Even though the outline of the issues to be covered in the Article 50 agreement is fairly straightforward, the complexity of some of those issues should not be underestimated. A question that will emerge quite soon is the impact of the secession of a member state, and a large one at that, on the EU institutions.
Having just settled down after more than a decade of enlargement the institutions now have to reverse the process. Thanks to the Lisbon treaty, the impact of Brexit on the Council will be minimal: the voting formulae for qualified majorities will be automatically adjusted. [...]
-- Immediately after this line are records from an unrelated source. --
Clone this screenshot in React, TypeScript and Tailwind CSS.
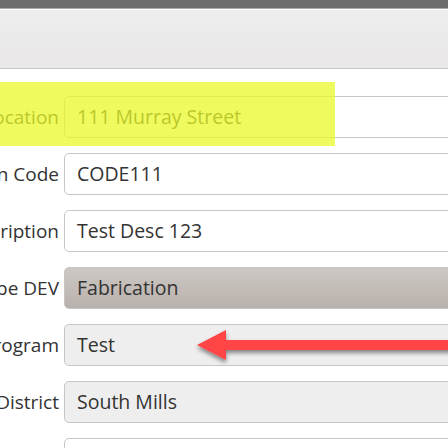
const rows = [
  { label: 'Location', value: '111 Murray Street', bg: 'bg-white' },
  { label: 'Location Code', value: 'CODE111', bg: 'bg-white' },
  { label: 'Description', value: 'Test Desc 123', bg: 'bg-white' },
  { label: 'Type DEV', value: 'Fabrication', bg: 'bg-gradient-to-b from-[#cdc8c4] to-[#b8b0ab]' },
  { label: 'Program', value: 'Test', bg: 'bg-[#eeeeee]' },
  { label: 'District', value: 'South Mills', bg: 'bg-[#eeeeee]' },
  { label: 'Notes', value: '', bg: 'bg-white' },
];

const Arrow = () => (
  <svg
    className="absolute left-[190px] top-[1px] pointer-events-none"
    width="270"
    height="48"
    viewBox="0 0 270 48"
  >
    <defs>
      <filter id="sh" x="-10%" y="-40%" width="120%" height="200%">
        <feDropShadow dx="0" dy="3" stdDeviation="2" floodColor="#000" floodOpacity="0.45" />
      </filter>
    </defs>
    <polygon
      points="7,20 36,5 36,15 270,15 270,25 36,25 36,35"
      fill="#ff4545"
      filter="url(#sh)"
    />
  </svg>
);

const Row = ({ label, value, bg, idx }: { label: string; value: string; bg: string; idx: number }) => (
  <div className="relative flex items-center h-[42px]">
    <div className="w-[180px] -ml-[121px] shrink-0 text-right whitespace-nowrap text-[19px] text-[#333]">
      {label}
    </div>
    <div
      className={`ml-[5px] w-[420px] shrink-0 h-[42px] rounded-[5px] border border-[#c6c6c6] ${bg} flex items-center pl-[12px] text-[19.5px] text-[#333]`}
    >
      {value}
    </div>
    {idx === 4 && <Arrow />}
    {idx === 0 && (
      <div className="absolute left-0 top-[-14px] w-[335px] h-[64px] bg-[rgba(232,248,40,0.75)] pointer-events-none" />
    )}
  </div>
);

export default function App() {
  return (
    <div
      className="w-[448px] h-[448px] overflow-hidden bg-white"
      style={{ fontFamily: '"Open Sans", "Noto Sans", sans-serif' }}
    >
      <div className="h-[8px] bg-[#6d6d6d]" />
      <div className="h-[1px] bg-[#a9a9a9]" />
      <div className="h-[1px] bg-white" />
      <div className="h-[59px] bg-gradient-to-b from-[#eeeded] to-[#e9e7e7] border-b border-[#c8c8c8]" />
      <div className="pt-[27px] flex flex-col gap-[15px]">
        {rows.map((r, i) => (
          <Row key={r.label} {...r} idx={i} />
        ))}
      </div>
    </div>
  );
}
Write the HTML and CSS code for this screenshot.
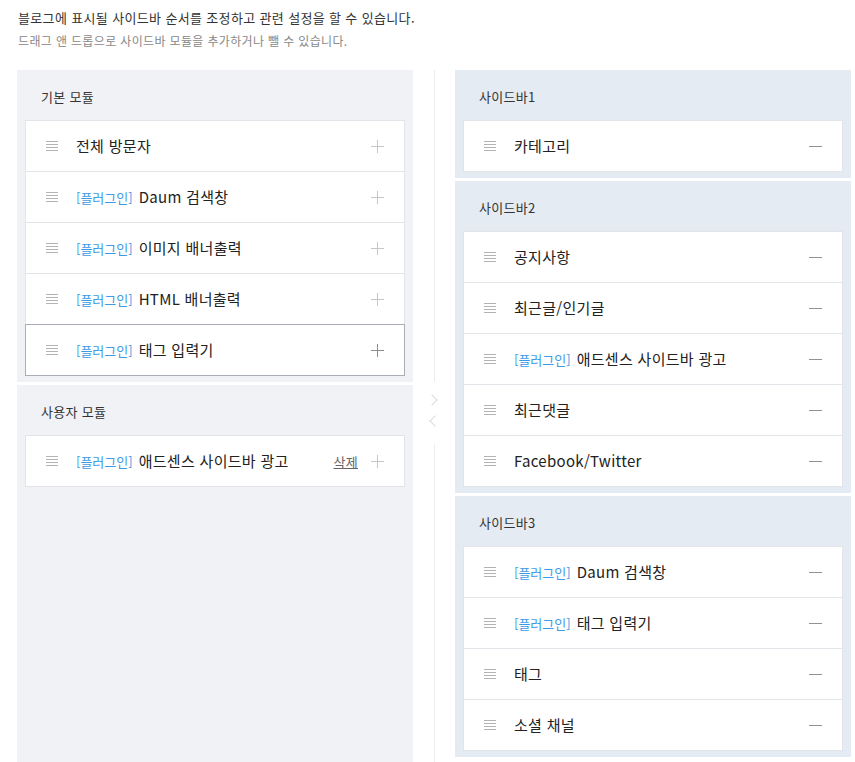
FILE: index.html
```html
<!DOCTYPE html>
<html lang="ko">
<head>
    <meta charset="UTF-8">
    <title>사이드바 설정</title>
    <link rel="stylesheet" href="styles.css">
</head>
<body>
    <div class="desc">
        <p class="desc-main">블로그에 표시될 사이드바 순서를 조정하고 관련 설정을 할 수 있습니다.</p>
        <p class="desc-sub">드래그 앤 드롭으로 사이드바 모듈을 추가하거나 뺄 수 있습니다.</p>
    </div>

    <div class="board">
        <!-- 왼쪽: 사용 가능한 모듈 -->
        <div class="col col-left">
            <div class="group">
                <h3 class="group-title">기본 모듈</h3>
                <ul class="card">
                    <li class="item"><span class="handle"></span><span class="name">전체 방문자</span><span class="add"></span></li>
                    <li class="item"><span class="handle"></span><span class="name"><em>[플러그인]</em>Daum 검색창</span><span class="add"></span></li>
                    <li class="item"><span class="handle"></span><span class="name"><em>[플러그인]</em>이미지 배너출력</span><span class="add"></span></li>
                    <li class="item"><span class="handle"></span><span class="name"><em>[플러그인]</em>HTML 배너출력</span><span class="add"></span></li>
                    <li class="item on"><span class="handle"></span><span class="name"><em>[플러그인]</em>태그 입력기</span><span class="add"></span></li>
                </ul>
            </div>
            <div class="group group-fill">
                <h3 class="group-title">사용자 모듈</h3>
                <ul class="card">
                    <li class="item"><span class="handle"></span><span class="name"><em>[플러그인]</em>애드센스 사이드바 광고</span><a href="#" class="del">삭제</a><span class="add"></span></li>
                </ul>
            </div>
        </div>

        <div class="split">
            <span class="split-line top"></span>
            <span class="arrow right"></span>
            <span class="arrow left"></span>
            <span class="split-line bottom"></span>
        </div>

        <!-- 오른쪽: 사이드바 -->
        <div class="col col-right">
            <div class="group">
                <h3 class="group-title">사이드바1</h3>
                <ul class="card">
                    <li class="item"><span class="handle"></span><span class="name">카테고리</span><span class="remove"></span></li>
                </ul>
            </div>
            <div class="group">
                <h3 class="group-title">사이드바2</h3>
                <ul class="card">
                    <li class="item"><span class="handle"></span><span class="name">공지사항</span><span class="remove"></span></li>
                    <li class="item"><span class="handle"></span><span class="name">최근글/인기글</span><span class="remove"></span></li>
                    <li class="item"><span class="handle"></span><span class="name"><em>[플러그인]</em>애드센스 사이드바 광고</span><span class="remove"></span></li>
                    <li class="item"><span class="handle"></span><span class="name">최근댓글</span><span class="remove"></span></li>
                    <li class="item"><span class="handle"></span><span class="name">Facebook/Twitter</span><span class="remove"></span></li>
                </ul>
            </div>
            <div class="group">
                <h3 class="group-title">사이드바3</h3>
                <ul class="card">
                    <li class="item"><span class="handle"></span><span class="name"><em>[플러그인]</em>Daum 검색창</span><span class="remove"></span></li>
                    <li class="item"><span class="handle"></span><span class="name"><em>[플러그인]</em>태그 입력기</span><span class="remove"></span></li>
                    <li class="item"><span class="handle"></span><span class="name">태그</span><span class="remove"></span></li>
                    <li class="item"><span class="handle"></span><span class="name">소셜 채널</span><span class="remove"></span></li>
                </ul>
            </div>
        </div>
    </div>
</body>
</html>
```

FILE: styles.css
```css
body {
    margin: 0;
    font-family: "Noto Sans CJK KR", "Noto Sans", sans-serif;
    letter-spacing: 0.3px;
    color: #222;
    background: #fff;
}
p, h3, ul {
    margin: 0;
    padding: 0;
}
ul {
    list-style: none;
}
.desc {
    padding: 9px 0 0 18px;
}
.desc-main {
    font-size: 13px;
    line-height: 18px;
    letter-spacing: 0.35px;
    color: #333;
}
.desc-sub {
    margin-top: 5px;
    font-size: 12px;
    line-height: 18px;
    letter-spacing: 0.35px;
    color: #888;
}
.board {
    display: flex;
    margin: 20px 4px 0 17px;
    min-height: 692px;
}
.col {
    width: 396px;
    display: flex;
    flex-direction: column;
    gap: 3px;
}
.col-left .group {
    background: #f0f2f6;
}
.col-right .group {
    background: #e5ebf2;
}
.group {
    padding: 0 8px 6px;
}
.group-fill {
    flex: 1;
}
.group-title {
    padding: 17px 0 0 16px;
    height: 33px;
    font-size: 13px;
    line-height: 20px;
    font-weight: normal;
    color: #333;
}
.item {
    position: relative;
    display: flex;
    align-items: center;
    height: 50px;
    padding: 0 20px;
    background: #fff;
    border: 1px solid #e1e4e9;
}
.item + .item {
    margin-top: -1px;
}
.item.on {
    z-index: 1;
    border-color: #a9adb6;
}
.handle {
    width: 12px;
    height: 10px;
    margin-right: 18px;
    background: repeating-linear-gradient(to bottom, #b3b3b3 0, #b3b3b3 1px, transparent 1px, transparent 3px);
}
.name {
    flex: 1;
    font-size: 15px;
    line-height: 20px;
    color: #222;
}
.name em {
    font-style: normal;
    font-size: 13px;
    letter-spacing: 0;
    color: #3d9be6;
    margin-right: 6px;
}
.del {
    font-size: 13px;
    color: #666;
    margin-right: 13px;
}
.add, .remove {
    position: relative;
    width: 13px;
    height: 13px;
}
.add::before, .add::after, .remove::before {
    content: "";
    position: absolute;
    background: #c6c6c6;
}
.add::before {
    left: 0;
    top: 6px;
    width: 13px;
    height: 1px;
}
.add::after {
    left: 6px;
    top: 0;
    width: 1px;
    height: 13px;
}
.item.on .add::before, .item.on .add::after {
    background: #8c8c8c;
}
.remove::before {
    left: 0;
    top: 6px;
    width: 13px;
    height: 1px;
    background: #8e939b;
}
.split {
    width: 42px;
    display: flex;
    flex-direction: column;
    align-items: center;
}
.split-line {
    width: 1px;
    background: #eceef2;
}
.split-line.top {
    height: 312px;
}
.split-line.bottom {
    flex: 1;
    margin-top: 19px;
}
.arrow {
    width: 7px;
    height: 7px;
    border-top: 1px solid #d8dbe0;
    border-right: 1px solid #d8dbe0;
}
.arrow.right {
    margin-top: 14px;
    transform: translateX(-2px) rotate(45deg);
}
.arrow.left {
    margin-top: 13px;
    transform: translateX(1px) rotate(-135deg);
}
```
The most dramatic effect will be felt in the European Parliament where 73 British out of a total of 751 MEPs will up-sticks come the vesting day of the Article 50 agreement. Of those 73, 45 are right-wing, so the political balance of the Parliament will shift marginally away from euroscepticism to favour the centre-left. [...]
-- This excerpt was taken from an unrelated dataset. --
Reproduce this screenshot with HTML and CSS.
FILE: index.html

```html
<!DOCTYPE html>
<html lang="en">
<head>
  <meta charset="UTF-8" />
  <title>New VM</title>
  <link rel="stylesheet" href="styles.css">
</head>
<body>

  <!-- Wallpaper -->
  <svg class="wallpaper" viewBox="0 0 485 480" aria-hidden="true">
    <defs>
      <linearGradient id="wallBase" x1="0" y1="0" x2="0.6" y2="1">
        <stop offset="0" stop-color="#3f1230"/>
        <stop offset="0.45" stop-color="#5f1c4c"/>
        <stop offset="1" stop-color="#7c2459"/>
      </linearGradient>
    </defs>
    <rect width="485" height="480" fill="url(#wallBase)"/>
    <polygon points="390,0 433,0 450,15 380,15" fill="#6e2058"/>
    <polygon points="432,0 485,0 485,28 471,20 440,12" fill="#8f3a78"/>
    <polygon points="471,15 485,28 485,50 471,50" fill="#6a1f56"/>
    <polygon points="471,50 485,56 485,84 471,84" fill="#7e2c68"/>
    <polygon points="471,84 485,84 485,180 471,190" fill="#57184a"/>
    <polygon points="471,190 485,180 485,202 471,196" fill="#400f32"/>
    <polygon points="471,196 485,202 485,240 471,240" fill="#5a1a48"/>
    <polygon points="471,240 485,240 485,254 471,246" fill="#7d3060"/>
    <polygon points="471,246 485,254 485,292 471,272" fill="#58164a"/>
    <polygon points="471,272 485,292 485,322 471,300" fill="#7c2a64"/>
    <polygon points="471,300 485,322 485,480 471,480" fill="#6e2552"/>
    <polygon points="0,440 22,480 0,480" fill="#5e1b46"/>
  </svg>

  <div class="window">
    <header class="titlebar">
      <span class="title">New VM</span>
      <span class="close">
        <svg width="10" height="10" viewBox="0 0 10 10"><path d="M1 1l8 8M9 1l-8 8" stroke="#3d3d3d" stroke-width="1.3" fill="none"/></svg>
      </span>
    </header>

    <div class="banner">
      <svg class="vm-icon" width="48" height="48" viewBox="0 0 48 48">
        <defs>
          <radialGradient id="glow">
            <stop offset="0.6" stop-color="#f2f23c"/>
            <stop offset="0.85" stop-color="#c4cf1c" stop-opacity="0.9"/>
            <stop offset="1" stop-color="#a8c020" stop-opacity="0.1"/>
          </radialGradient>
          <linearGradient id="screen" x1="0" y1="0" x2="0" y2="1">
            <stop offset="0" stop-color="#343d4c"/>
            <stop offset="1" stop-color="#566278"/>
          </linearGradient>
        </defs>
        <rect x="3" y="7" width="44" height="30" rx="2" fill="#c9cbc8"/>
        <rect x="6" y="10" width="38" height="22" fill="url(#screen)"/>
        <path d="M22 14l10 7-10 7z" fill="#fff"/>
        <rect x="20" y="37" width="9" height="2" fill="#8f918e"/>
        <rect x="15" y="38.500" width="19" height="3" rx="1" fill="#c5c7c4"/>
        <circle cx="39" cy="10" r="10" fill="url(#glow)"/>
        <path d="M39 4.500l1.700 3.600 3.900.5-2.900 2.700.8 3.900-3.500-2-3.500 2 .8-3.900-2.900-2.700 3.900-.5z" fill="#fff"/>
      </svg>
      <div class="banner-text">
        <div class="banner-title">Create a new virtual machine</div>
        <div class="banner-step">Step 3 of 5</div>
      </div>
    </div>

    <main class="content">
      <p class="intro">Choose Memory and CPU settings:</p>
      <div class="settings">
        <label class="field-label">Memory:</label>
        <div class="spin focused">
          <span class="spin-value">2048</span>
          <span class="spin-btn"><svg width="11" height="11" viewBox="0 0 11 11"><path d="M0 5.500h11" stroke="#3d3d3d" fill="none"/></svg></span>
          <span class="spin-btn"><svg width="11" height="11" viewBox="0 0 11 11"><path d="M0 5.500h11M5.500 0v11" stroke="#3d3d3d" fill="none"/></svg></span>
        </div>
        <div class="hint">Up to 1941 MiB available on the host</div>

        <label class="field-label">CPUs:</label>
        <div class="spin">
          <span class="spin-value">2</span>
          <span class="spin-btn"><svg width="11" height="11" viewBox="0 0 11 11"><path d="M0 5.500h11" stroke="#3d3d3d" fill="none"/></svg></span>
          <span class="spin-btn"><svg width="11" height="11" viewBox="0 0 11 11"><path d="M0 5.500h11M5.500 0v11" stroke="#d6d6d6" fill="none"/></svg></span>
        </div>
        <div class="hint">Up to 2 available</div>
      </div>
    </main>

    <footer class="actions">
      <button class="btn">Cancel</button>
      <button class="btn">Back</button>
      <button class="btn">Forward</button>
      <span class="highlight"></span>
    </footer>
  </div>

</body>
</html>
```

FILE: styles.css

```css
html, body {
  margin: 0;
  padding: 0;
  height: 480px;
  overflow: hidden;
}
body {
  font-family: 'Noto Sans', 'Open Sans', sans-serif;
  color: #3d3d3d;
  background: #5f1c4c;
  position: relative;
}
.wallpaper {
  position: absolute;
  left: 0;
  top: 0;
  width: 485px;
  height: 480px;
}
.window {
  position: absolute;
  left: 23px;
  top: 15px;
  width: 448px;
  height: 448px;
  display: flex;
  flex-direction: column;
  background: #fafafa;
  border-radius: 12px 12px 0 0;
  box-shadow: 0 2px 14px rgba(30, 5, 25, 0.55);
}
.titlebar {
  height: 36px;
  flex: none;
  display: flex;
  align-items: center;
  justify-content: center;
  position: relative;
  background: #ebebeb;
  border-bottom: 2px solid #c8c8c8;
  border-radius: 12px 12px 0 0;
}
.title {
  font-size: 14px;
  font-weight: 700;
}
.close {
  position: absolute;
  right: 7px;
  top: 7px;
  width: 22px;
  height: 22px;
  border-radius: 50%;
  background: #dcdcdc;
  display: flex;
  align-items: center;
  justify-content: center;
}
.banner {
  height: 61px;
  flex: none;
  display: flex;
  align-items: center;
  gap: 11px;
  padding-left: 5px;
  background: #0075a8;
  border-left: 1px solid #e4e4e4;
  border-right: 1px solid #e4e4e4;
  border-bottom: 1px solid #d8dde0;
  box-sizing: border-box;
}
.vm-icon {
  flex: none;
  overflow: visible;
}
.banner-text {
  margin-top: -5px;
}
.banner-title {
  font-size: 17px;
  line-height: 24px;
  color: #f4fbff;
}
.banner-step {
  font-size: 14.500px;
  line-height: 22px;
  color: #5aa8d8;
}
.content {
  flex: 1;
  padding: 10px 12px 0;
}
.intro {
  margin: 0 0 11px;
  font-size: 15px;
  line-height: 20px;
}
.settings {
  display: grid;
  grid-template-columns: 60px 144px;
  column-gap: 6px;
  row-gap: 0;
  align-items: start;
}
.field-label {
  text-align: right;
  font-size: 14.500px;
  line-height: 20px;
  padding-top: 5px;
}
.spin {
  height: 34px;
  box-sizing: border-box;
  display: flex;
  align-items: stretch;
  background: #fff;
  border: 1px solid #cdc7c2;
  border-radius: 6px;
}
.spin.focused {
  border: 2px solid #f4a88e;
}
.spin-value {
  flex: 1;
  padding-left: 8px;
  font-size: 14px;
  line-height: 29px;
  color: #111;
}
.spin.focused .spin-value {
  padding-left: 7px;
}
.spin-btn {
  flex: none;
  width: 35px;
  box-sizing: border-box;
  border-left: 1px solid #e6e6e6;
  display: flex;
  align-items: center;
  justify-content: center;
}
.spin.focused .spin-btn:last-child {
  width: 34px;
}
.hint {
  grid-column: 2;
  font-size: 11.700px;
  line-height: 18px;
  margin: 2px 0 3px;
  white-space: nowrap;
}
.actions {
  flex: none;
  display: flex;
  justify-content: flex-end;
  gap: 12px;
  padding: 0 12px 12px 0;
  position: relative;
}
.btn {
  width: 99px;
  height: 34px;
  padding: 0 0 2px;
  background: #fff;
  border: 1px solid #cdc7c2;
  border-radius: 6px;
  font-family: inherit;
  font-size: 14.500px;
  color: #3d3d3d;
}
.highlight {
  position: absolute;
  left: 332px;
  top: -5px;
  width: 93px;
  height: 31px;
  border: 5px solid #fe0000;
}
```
Brexit notwithstanding, the Parliament is in any case obliged to make two proposals to the Council as to its composition after the next elections in May 2019. The first concerns the apportionment of seats between the member states (Article 14(2) TEU); the second the reform of the electoral procedure (Article 223(1) TFEU).
Last November, it voted to support the introduction of a pan-European constituency for which an unspecified number of MEPs will be elected from transnational party lists. The purpose of the reform is to consolidate the Spitzenkandidat experiment first tried in 2014 for the election of the Commission President.
This is a big boost for the EU-level political parties that will be selecting champions to head their lists in the election campaign, competing for the attention of the EU wide media and the votes of the EU wide electorate. The battle for power at the EU level will transform the hitherto rather underwhelming European parliamentary elections, and serve to increase turnout. [...]
In the past, agreement within the Parliament has proved difficult to achieve on the detail of the pan-European scheme for two main reasons. First, all but one or two of the British MEPs have always opposed the transnational scheme. Second, the middling-size countries, at present over-represented in terms of seats, feared a cut in their allocation of MEPs if the transnational element were to be sliced off the national quota of 751.
Today, lo and behold, Brexit provides an unintended solution to both of those problems. Europe’s first transnational electoral lists in 2019 can be 73 seats long and no state will lose a current seat.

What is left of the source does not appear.